((

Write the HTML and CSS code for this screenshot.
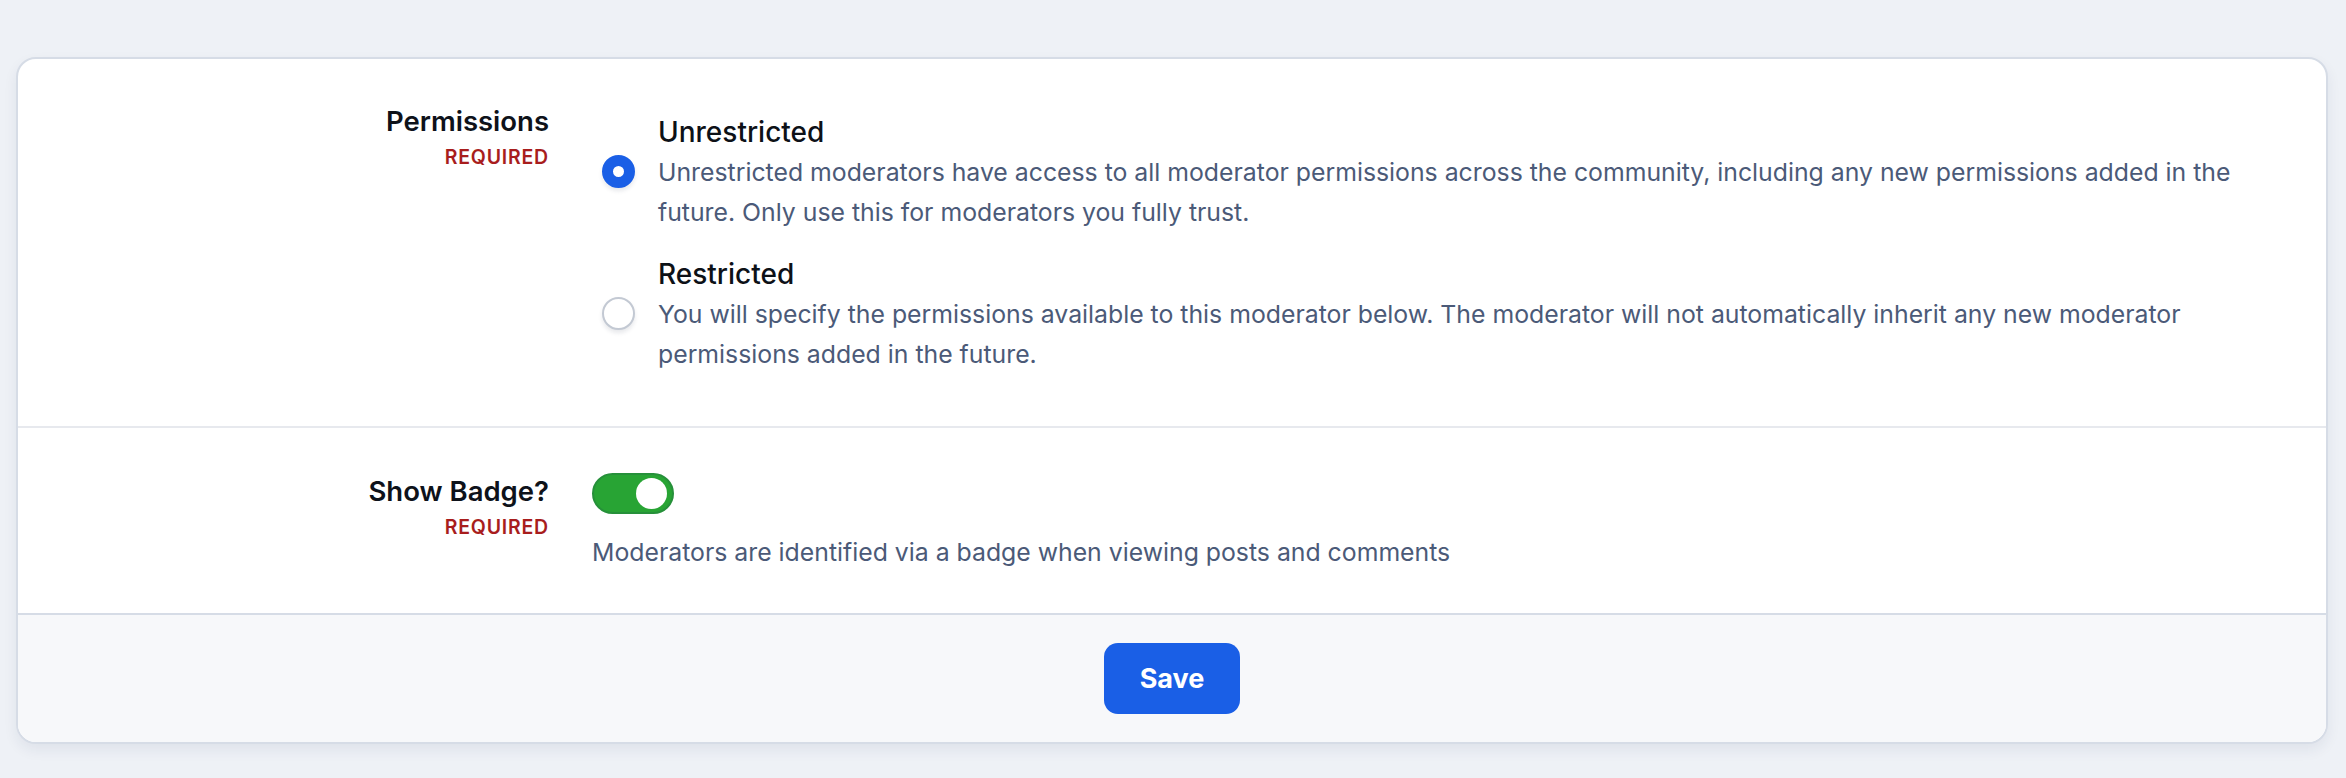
FILE: index.html
```html
<!DOCTYPE html>
<html lang="en">
<head>
<meta charset="utf-8">
<title>Moderator permissions</title>
<link rel="stylesheet" href="styles.css">
</head>
<body>
<div class="page">
  <form class="card">
    <div class="section">
      <div class="label-col">
        <div class="label">Permissions</div>
        <div class="required">Required</div>
      </div>
      <div class="control-col options">
        <label class="option">
          <div class="option-title">Unrestricted</div>
          <span class="radio radio-on"></span>
          <div class="desc">Unrestricted moderators have access to all moderator permissions across the community, including any new permissions added in the future. Only use this for moderators you fully trust.</div>
        </label>
        <label class="option">
          <div class="option-title">Restricted</div>
          <span class="radio"></span>
          <div class="desc">You will specify the permissions available to this moderator below. The moderator will not automatically inherit any new moderator permissions added in the future.</div>
        </label>
      </div>
    </div>
    <div class="section section-badge">
      <div class="label-col">
        <div class="label">Show Badge?</div>
        <div class="required">Required</div>
      </div>
      <div class="control-col">
        <span class="toggle"><span class="knob"></span></span>
        <div class="desc toggle-desc">Moderators are identified via a badge when viewing posts and comments</div>
      </div>
    </div>
    <div class="footer">
      <button type="button" class="save">Save</button>
    </div>
  </form>
</div>
</body>
</html>
```

FILE: styles.css
```css
* { box-sizing: border-box; }
html, body { margin: 0; padding: 0; }
body {
  background: #eef1f6;
  font-family: Inter, "Noto Sans", "Liberation Sans", sans-serif;
  width: 2346px;
  height: 778px;
  overflow: hidden;
}
.page {
  padding: 57px 18px 0 16px;
}
.card {
  background: #ffffff;
  border: 2px solid #d6dce6;
  border-radius: 20px;
  box-shadow: 0 6px 14px rgba(30, 45, 80, 0.07);
  overflow: hidden;
}
.section {
  display: grid;
  grid-template-columns: 531px 1fr;
  column-gap: 43px;
  padding: 44px 76px 52px 0;
  border-bottom: 2px solid #e7e9ee;
}
.section-badge {
  padding: 45px 76px 41px 0;
  border-bottom: none;
}
.label-col {
  text-align: right;
}
.label {
  font-size: 27.5px;
  font-weight: 600;
  line-height: 36px;
  color: #0e121a;
}
.required {
  font-size: 19.5px;
  font-weight: 600;
  line-height: 36px;
  letter-spacing: 0.8px;
  text-transform: uppercase;
  color: #a81d1d;
}
.options {
  display: flex;
  flex-direction: column;
  gap: 22px;
  padding-top: 9px;
}
.option {
  display: grid;
  grid-template-columns: 33px 1fr;
  column-gap: 23px;
  padding-left: 10px;
}
.option-title {
  grid-column: 2;
  font-size: 28px;
  font-weight: 500;
  line-height: 40px;
  color: #0d1117;
}
.radio {
  grid-column: 1;
  grid-row: 2;
  width: 33px;
  height: 33px;
  margin-top: 3px;
  border-radius: 50%;
  background: #ffffff;
  border: 2px solid #c3c9d3;
  box-shadow: 0 3px 4px rgba(20, 30, 60, 0.10);
}
.radio-on {
  background: #ffffff;
  border: 11px solid #1a5fe6;
}
.desc {
  grid-column: 2;
  font-size: 24.8px;
  line-height: 40px;
  color: #4b5a78;
}
.toggle {
  display: flex;
  justify-content: flex-end;
  align-items: center;
  width: 82px;
  height: 41px;
  padding: 0 5px;
  border-radius: 21px;
  background: #28a434;
  border: 2px solid #26903a;
}
.knob {
  width: 31px;
  height: 31px;
  border-radius: 50%;
  background: #ffffff;
}
.toggle-desc {
  margin-top: 18px;
}
.footer {
  display: flex;
  justify-content: center;
  align-items: center;
  height: 129px;
  background: #f7f8fa;
  border-top: 2px solid #d6dce6;
}
.save {
  width: 136px;
  height: 71px;
  border: none;
  border-radius: 14px;
  background: #1a5fe6;
  color: #ffffff;
  font-family: Inter, "Noto Sans", "Liberation Sans", sans-serif;
  font-size: 27px;
  font-weight: 700;
}
```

))

(Goal) Say how many lines in the listing above include "this". Give nothing but the number.

(Output below) 3